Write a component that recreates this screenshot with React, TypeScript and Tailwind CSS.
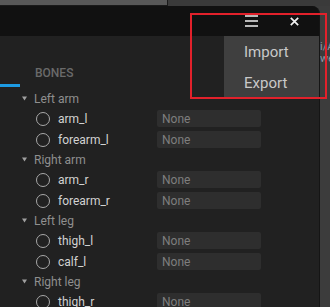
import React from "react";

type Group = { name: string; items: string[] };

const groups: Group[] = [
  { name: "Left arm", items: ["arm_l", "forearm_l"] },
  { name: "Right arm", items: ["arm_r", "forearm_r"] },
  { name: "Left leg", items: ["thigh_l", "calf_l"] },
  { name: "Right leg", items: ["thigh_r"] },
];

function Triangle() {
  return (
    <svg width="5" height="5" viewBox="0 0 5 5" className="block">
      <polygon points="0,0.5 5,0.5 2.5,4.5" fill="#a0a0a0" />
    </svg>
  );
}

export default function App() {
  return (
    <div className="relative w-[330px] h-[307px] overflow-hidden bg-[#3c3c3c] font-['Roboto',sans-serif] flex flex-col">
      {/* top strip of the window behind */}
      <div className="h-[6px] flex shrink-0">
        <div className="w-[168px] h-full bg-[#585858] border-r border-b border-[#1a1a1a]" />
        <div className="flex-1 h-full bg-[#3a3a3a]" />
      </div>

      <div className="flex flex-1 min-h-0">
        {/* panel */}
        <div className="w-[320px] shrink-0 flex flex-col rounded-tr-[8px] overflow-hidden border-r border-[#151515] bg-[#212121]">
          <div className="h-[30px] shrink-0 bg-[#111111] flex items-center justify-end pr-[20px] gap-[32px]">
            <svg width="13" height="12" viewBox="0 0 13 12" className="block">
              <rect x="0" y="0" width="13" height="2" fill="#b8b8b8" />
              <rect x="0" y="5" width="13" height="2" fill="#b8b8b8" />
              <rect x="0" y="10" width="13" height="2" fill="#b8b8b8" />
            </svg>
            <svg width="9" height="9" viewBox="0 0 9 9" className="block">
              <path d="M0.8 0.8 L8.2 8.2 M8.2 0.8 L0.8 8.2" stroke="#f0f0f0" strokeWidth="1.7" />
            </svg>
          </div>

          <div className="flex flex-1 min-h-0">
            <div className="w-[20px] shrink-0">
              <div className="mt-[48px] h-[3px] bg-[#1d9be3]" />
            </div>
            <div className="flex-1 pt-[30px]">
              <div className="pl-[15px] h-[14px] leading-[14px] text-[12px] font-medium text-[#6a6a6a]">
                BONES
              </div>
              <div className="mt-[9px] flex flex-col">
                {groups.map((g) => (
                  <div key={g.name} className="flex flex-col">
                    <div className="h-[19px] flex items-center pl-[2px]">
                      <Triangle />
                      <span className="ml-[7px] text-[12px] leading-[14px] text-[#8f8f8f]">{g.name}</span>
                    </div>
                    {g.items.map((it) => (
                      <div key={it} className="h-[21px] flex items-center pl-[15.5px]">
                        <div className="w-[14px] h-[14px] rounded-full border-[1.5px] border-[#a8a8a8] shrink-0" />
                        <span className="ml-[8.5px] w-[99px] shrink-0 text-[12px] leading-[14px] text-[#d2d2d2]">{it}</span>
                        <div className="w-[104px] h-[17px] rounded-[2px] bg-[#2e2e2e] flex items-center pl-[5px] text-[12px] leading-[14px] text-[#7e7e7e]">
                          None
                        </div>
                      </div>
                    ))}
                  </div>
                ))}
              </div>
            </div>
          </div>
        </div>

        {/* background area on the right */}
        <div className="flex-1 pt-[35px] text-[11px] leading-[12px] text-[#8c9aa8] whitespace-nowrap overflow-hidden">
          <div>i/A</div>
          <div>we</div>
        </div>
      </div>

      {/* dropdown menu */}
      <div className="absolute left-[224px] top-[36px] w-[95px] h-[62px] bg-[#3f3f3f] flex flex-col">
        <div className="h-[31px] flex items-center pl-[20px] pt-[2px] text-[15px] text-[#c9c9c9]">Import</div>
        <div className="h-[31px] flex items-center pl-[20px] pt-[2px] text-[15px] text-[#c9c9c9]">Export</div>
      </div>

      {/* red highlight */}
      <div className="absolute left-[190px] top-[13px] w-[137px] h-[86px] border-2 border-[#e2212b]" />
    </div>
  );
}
───
Aim: Pick out every line above that contains the word "React" and copy it.

Response:
Write a component that recreates this screenshot with React, TypeScript and Tailwind CSS.
import React from "react";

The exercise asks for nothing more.